■ Provided material:

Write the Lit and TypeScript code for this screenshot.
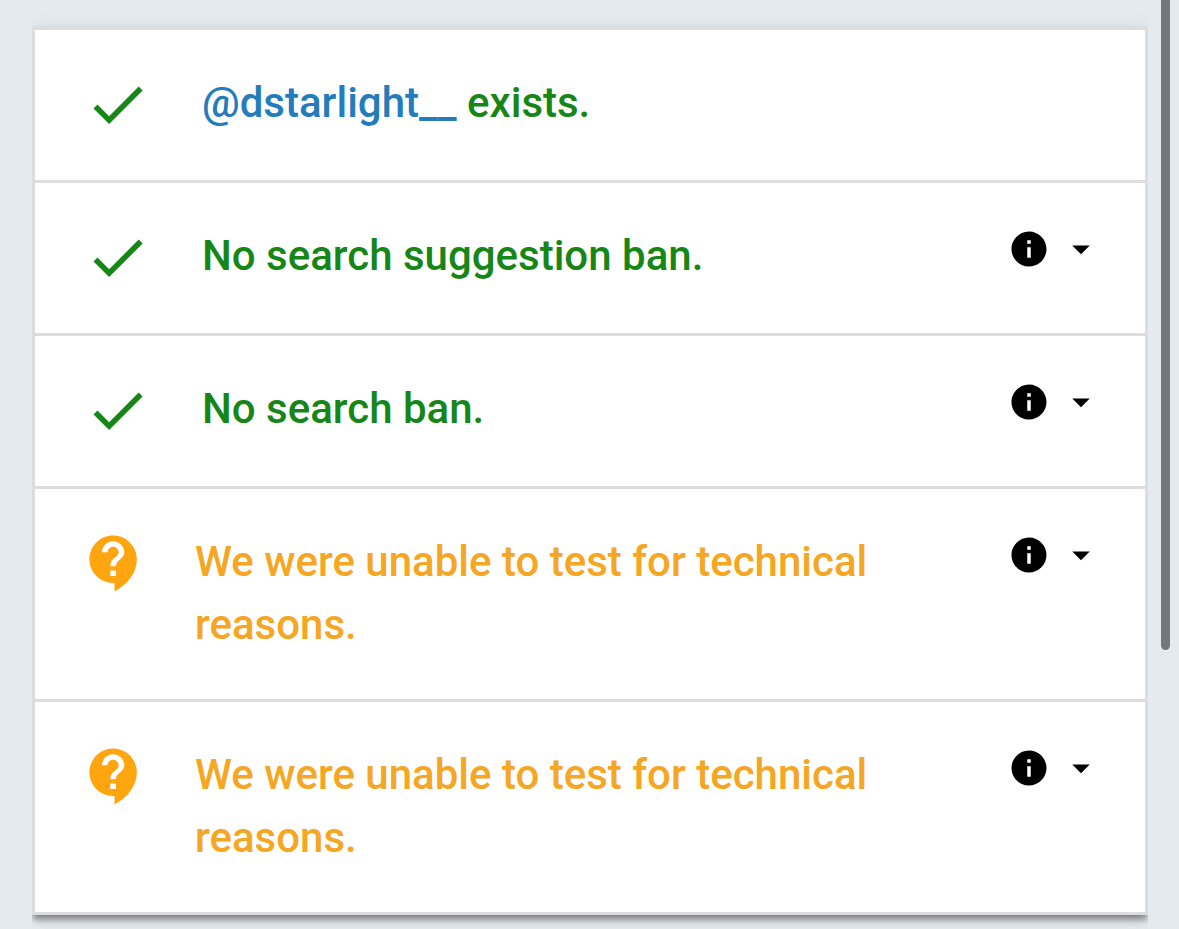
import { LitElement, html, css, nothing } from "lit";
import { customElement, property } from "lit/decorators.js";

type Status = "ok" | "unknown";

interface Check {
  status: Status;
  text: string;
  handle?: string;
  details: boolean;
}

const CHECKS: Check[] = [
  { status: "ok", handle: "dstarlight__", text: "exists.", details: false },
  { status: "ok", text: "No search suggestion ban.", details: true },
  { status: "ok", text: "No search ban.", details: true },
  { status: "unknown", text: "We were unable to test for technical reasons.", details: true },
  { status: "unknown", text: "We were unable to test for technical reasons.", details: true },
];

const ICONS = {
  ok: "M9 16.17L4.83 12l-1.42 1.41L9 19 21 7l-1.41-1.41z",
  unknown:
    "M11.5 2C6.81 2 3 5.81 3 10.5S6.81 19 11.5 19h.5v3c4.86-2.34 8-7 8-11.5C20 5.81 16.19 2 11.5 2zm1 14.5h-2v-2h2v2zm0-3.5h-2c0-3.25 3-3 3-5 0-1.1-.9-2-2-2s-2 .9-2 2h-2c0-2.21 1.79-4 4-4s4 1.79 4 4c0 2.5-3 2.75-3 5z",
  info: "M12 2C6.48 2 2 6.48 2 12s4.48 10 10 10 10-4.48 10-10S17.52 2 12 2zm1 15h-2v-6h2v6zm0-8h-2V7h2v2z",
  arrow: "M7 10l5 5 5-5z",
};

const icon = (name: keyof typeof ICONS) => html`
  <svg viewBox="0 0 24 24" fill="currentColor" aria-hidden="true"><path d=${ICONS[name]}></path></svg>
`;

@customElement("check-row")
export class CheckRow extends LitElement {
  @property({ attribute: false }) check!: Check;

  static styles = css`
    :host {
      display: block;
    }
    .row {
      display: flex;
      align-items: flex-start;
      padding: 41px 43px 43px 34px;
    }
    .ok {
      color: #168616;
    }
    .unknown {
      color: #f5a623;
    }
    .status {
      flex: none;
      display: flex;
      justify-content: center;
      height: 66px;
    }
    .ok .status {
      width: 97px;
    }
    .unknown .status {
      width: 91px;
      height: 63px;
      color: #ffa50f;
    }
    .status svg {
      flex: none;
      width: 67px;
      height: 67px;
    }
    .message {
      flex: 1;
      min-width: 0;
      margin: 0 35px;
      font-size: 42px;
      line-height: 63px;
      font-weight: 500;
    }
    .ok .message {
      margin-left: 36px;
    }
    a {
      color: #237dba;
      text-decoration: none;
    }
    button {
      flex: none;
      display: flex;
      gap: 10px;
      margin: 4px 0 0;
      padding: 0;
      border: 0;
      background: none;
      color: #000;
      cursor: pointer;
    }
    button svg {
      width: 42px;
      height: 42px;
    }
  `;

  render() {
    const { status, text, handle, details } = this.check;
    return html`
      <div class="row ${status}">
        <span class="status">${icon(status)}</span>
        <p class="message">${handle ? html`<a href="#${handle}">@${handle}</a> ` : nothing}${text}</p>
        ${details
          ? html`<button type="button" aria-label="Details">${icon("info")}${icon("arrow")}</button>`
          : nothing}
      </div>
    `;
  }
}

@customElement("app-root")
export class AppRoot extends LitElement {
  static styles = css`
    :host {
      display: block;
      box-sizing: border-box;
      min-height: 100vh;
      padding: 27px 31px 14px 32px;
      background: #e5eaee;
      font-family: Roboto, sans-serif;
    }
    .card {
      margin: 0;
      padding: 0;
      list-style: none;
      background: #fff;
      border: 3px solid #dddddf;
      box-shadow:
        0 5px 7px -1px rgba(0, 0, 0, 0.45),
        0 3px 18px 0 rgba(0, 0, 0, 0.1);
      /* the shadow only falls above and below the card */
      clip-path: inset(-27px 0 -27px 0);
    }
    .item + .item {
      border-top: 3px solid #dddddf;
    }
    .thumb {
      position: fixed;
      top: 0;
      right: 9px;
      width: 9px;
      height: 70vh;
      border-radius: 0 0 5px 5px;
      background: #73787b;
    }
  `;

  render() {
    return html`
      <ul class="card">
        ${CHECKS.map((check) => html`<li class="item"><check-row .check=${check}></check-row></li>`)}
      </ul>
      <div class="thumb" aria-hidden="true"></div>
    `;
  }
}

■ Exercise description: Go through the material above and print all of it exactly, except the pictures.

■ Exercise result:
Write the Lit and TypeScript code for this screenshot.
import { LitElement, html, css, nothing } from "lit";
import { customElement, property } from "lit/decorators.js";

type Status = "ok" | "unknown";

interface Check {
  status: Status;
  text: string;
  handle?: string;
  details: boolean;
}

const CHECKS: Check[] = [
  { status: "ok", handle: "dstarlight__", text: "exists.", details: false },
  { status: "ok", text: "No search suggestion ban.", details: true },
  { status: "ok", text: "No search ban.", details: true },
  { status: "unknown", text: "We were unable to test for technical reasons.", details: true },
  { status: "unknown", text: "We were unable to test for technical reasons.", details: true },
];

const ICONS = {
  ok: "M9 16.17L4.83 12l-1.42 1.41L9 19 21 7l-1.41-1.41z",
  unknown:
    "M11.5 2C6.81 2 3 5.81 3 10.5S6.81 19 11.5 19h.5v3c4.86-2.34 8-7 8-11.5C20 5.81 16.19 2 11.5 2zm1 14.5h-2v-2h2v2zm0-3.5h-2c0-3.25 3-3 3-5 0-1.1-.9-2-2-2s-2 .9-2 2h-2c0-2.21 1.79-4 4-4s4 1.79 4 4c0 2.5-3 2.75-3 5z",
  info: "M12 2C6.48 2 2 6.48 2 12s4.48 10 10 10 10-4.48 10-10S17.52 2 12 2zm1 15h-2v-6h2v6zm0-8h-2V7h2v2z",
  arrow: "M7 10l5 5 5-5z",
};

const icon = (name: keyof typeof ICONS) => html`
  <svg viewBox="0 0 24 24" fill="currentColor" aria-hidden="true"><path d=${ICONS[name]}></path></svg>
`;

@customElement("check-row")
export class CheckRow extends LitElement {
  @property({ attribute: false }) check!: Check;

  static styles = css`
    :host {
      display: block;
    }
    .row {
      display: flex;
      align-items: flex-start;
      padding: 41px 43px 43px 34px;
    }
    .ok {
      color: #168616;
    }
    .unknown {
      color: #f5a623;
    }
    .status {
      flex: none;
      display: flex;
      justify-content: center;
      height: 66px;
    }
    .ok .status {
      width: 97px;
    }
    .unknown .status {
      width: 91px;
      height: 63px;
      color: #ffa50f;
    }
    .status svg {
      flex: none;
      width: 67px;
      height: 67px;
    }
    .message {
      flex: 1;
      min-width: 0;
      margin: 0 35px;
      font-size: 42px;
      line-height: 63px;
      font-weight: 500;
    }
    .ok .message {
      margin-left: 36px;
    }
    a {
      color: #237dba;
      text-decoration: none;
    }
    button {
      flex: none;
      display: flex;
      gap: 10px;
      margin: 4px 0 0;
      padding: 0;
      border: 0;
      background: none;
      color: #000;
      cursor: pointer;
    }
    button svg {
      width: 42px;
      height: 42px;
    }
  `;

  render() {
    const { status, text, handle, details } = this.check;
    return html`
      <div class="row ${status}">
        <span class="status">${icon(status)}</span>
        <p class="message">${handle ? html`<a href="#${handle}">@${handle}</a> ` : nothing}${text}</p>
        ${details
          ? html`<button type="button" aria-label="Details">${icon("info")}${icon("arrow")}</button>`
          : nothing}
      </div>
    `;
  }
}

@customElement("app-root")
export class AppRoot extends LitElement {
  static styles = css`
    :host {
      display: block;
      box-sizing: border-box;
      min-height: 100vh;
      padding: 27px 31px 14px 32px;
      background: #e5eaee;
      font-family: Roboto, sans-serif;
    }
    .card {
      margin: 0;
      padding: 0;
      list-style: none;
      background: #fff;
      border: 3px solid #dddddf;
      box-shadow:
        0 5px 7px -1px rgba(0, 0, 0, 0.45),
        0 3px 18px 0 rgba(0, 0, 0, 0.1);
      /* the shadow only falls above and below the card */
      clip-path: inset(-27px 0 -27px 0);
    }
    .item + .item {
      border-top: 3px solid #dddddf;
    }
    .thumb {
      position: fixed;
      top: 0;
      right: 9px;
      width: 9px;
      height: 70vh;
      border-radius: 0 0 5px 5px;
      background: #73787b;
    }
  `;

  render() {
    return html`
      <ul class="card">
        ${CHECKS.map((check) => html`<li class="item"><check-row .check=${check}></check-row></li>`)}
      </ul>
      <div class="thumb" aria-hidden="true"></div>
    `;
  }
}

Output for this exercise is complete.